Israël considère le « croissant chiite » Iran /Irak/Syrie/Liban comme une menace directe pour sa sécurité. Ses responsables ne croient pas non plus à la sincérité des Iraniens quant au respect de l'accord 5+1[2] sur leur programme nucléaire militaire. Ils se réservent toujours le droit d'intervenir par des frappes aériennes ciblées, sans doute avec l'assentiment de Riyad qui verrait avec plaisir son ennemi perse prendre des coups.
Enfin, Washington et Moscou se livrent à une concurrence d'amabilités vis-à-vis d'Israël. Pour les Etats-Unis, c'est un devoir historique ; pour Moscou, c'est le moyen de se réinstaller durablement au Proche-Orient, l'Etat hébreu étant considéré - à juste titre - comme un acteur incontournable dans la région. C'est ce qui explique l'autorisation tacite donnée par les Russes à Israël de lancer des raids aériens en Syrie contre le Hezbollah, lesquels calment les ambitions hégémoniques iraniennes qui sont vues avec une certaine inquiétude à Moscou.

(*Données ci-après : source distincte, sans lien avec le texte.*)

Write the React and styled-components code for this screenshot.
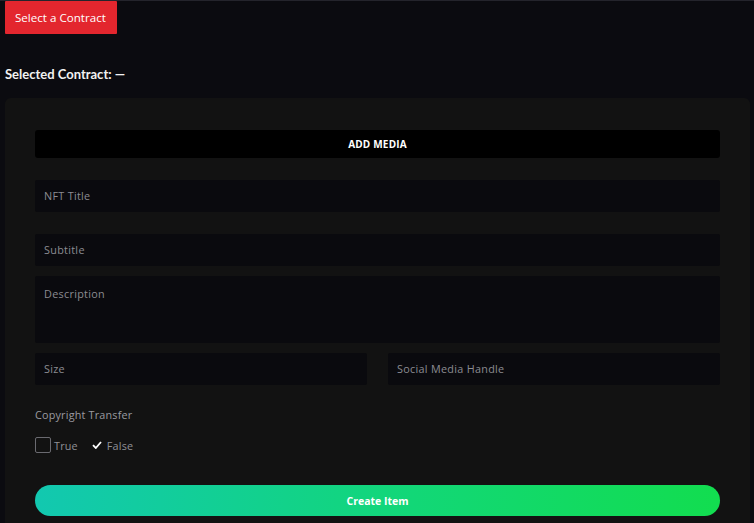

Les négociations sur le théâtre syrien portent à l'heure actuelle sur les « zones de désescalade » décrétées en de multiples points du territoire[3], en particulier aux environs du plateau du Golan, lieu extrêmement sensible pour les Israéliens. Ces derniers refusent que le Hezbollah s'y installe mais ne verraient pas d'un mauvais œil la présence de forces de police militaire de la Fédération de Russie.
Notes:
[1] Copie syrienne du Fateh-110, un missile à carburant solide pouvant emporter une tête militaire de 450 kilos à 250 kilomètres.
[2] Pays membres du Conseil de sécurité + l'Allemagne.
[3] Même si les cessez-le-feu y sont relativement peu respectés.